For almost the entire four years of Bush's second term, one of the main campaigns of the left was to pressure the Democratic leadership to support impeachment proceedings against the Republican president and vice president. Top Democrats such as House Majority Leader Nancy Pelosi nixed the idea. But following regime change in January, the prosecution of Bush and accomplices such as Cheney, Rumsfeld, and Attorney General Alberto Gonzales for instituting, supervising or condoning specific war crimes was the far more plausible option, mainly because it meant confronting targets no longer in power with the resources of the federal government at their beck and call.

Last Wednesday, Feb. 25, Pelosi was asked by MSNBC's Rachel Maddow what her reaction would be to any charges from the inspector general of the Justice Department, leveled at Republicans now in private life and busy writing their memoirs: Maddow: "If the (U.S. Justice Department's) inspector general report that comes out this summer suggests that there has been criminal activity at the official level on issues like torture, or wireless wiretapping, or rendition, or any of these other issues … " Pelosi: "No one is above the law. I think I have said that."

In active English, Pelosi's pious phraseology about no one being "above the law" translates into something like "these guys are out of power and their popularity ratings are in the toilet so it's safe to turn the dogs on them." And to drive the point home, Pelosi said she had a problem with Democratic senator Pat Leahy's plan for a Truth and Reconciliation Commission and Leahy's comment that such a commission would make it "very clear to the next person, you try the same thing, you are going to be found out, you are going to be prosecuted."

Of course, the issue is not "the next person" but the guy with the blood still dripping from his fingers. Pelosi said that she was bothered about such a commission offering immunity to witnesses. "I don't think we should be giving them immunity," she insisted to Maddow.

Since Pelosi controls assignment of hearings to relevant committees in the House this means that she could give the green light to House Justice Committee chairman John Conyers to organize hearings.

Equipped with a fierce director and subpoena power — i.e., the ability to compel testimony and documents under the threat of criminal sanction — such hearings could form the first of what the left regards as necessary show trials of officials of an outlaw regime that trashed the Constitution and international law regarding treatment of "enemy combatants" and torture of captives directly by U.S. personnel or, indirectly, by kidnapping those suspected of terrorism and handing them over to allies to be tortured in prisons in Egypt or Thailand or Eastern Europe.

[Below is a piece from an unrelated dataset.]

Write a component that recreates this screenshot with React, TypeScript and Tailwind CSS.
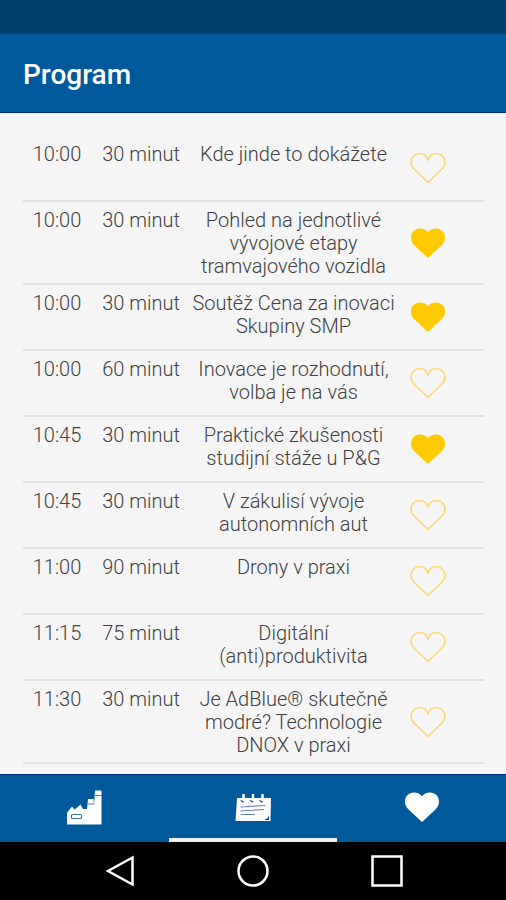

There is already a significant evidentiary trail to link torture in the U.S. prisons at Guantanamo and Abu Ghraib directly to former Defense Secretary Donald Rumsfeld. According to a sworn statement by Air Force Lt. General Randall Schmidt, appointed in 2005 to investigate charges by FBI officials that there had been widespread abuse at Guantanamo, Rumsfeld gave verbal and subsequently written approval to torture of suspects, using the notorious techniques of isolation, sleep deprivation and psychic degradation as conceived by the micromanaging Defense secretary who, when apprised by Schmidt of his own documented instructions to the torturers in Guantanamo, said in apparent surprise: "Did (I) say 'put a bra and panties on this guy's head and make him dance with another man'"? In the case of Abu Ghraib, there is again a trail of evidence showing it was Rumsfeld who personally decreed and monitored stress positions, from individual phobias, such as fear of dogs, to sleep deprivation and waterboarding. One Army officer, Janis Karpinski, has described finding in Abu Ghraib a piece of paper stuck on a pole outside a little office used by the interrogators. It was a memorandum signed by Secretary of Defense Rumsfeld, authorizing techniques such as use of dogs, stress positions, and starvation. On the paper, in Rumsfeld's handwriting, was the terse instruction, "Make sure this happens!!"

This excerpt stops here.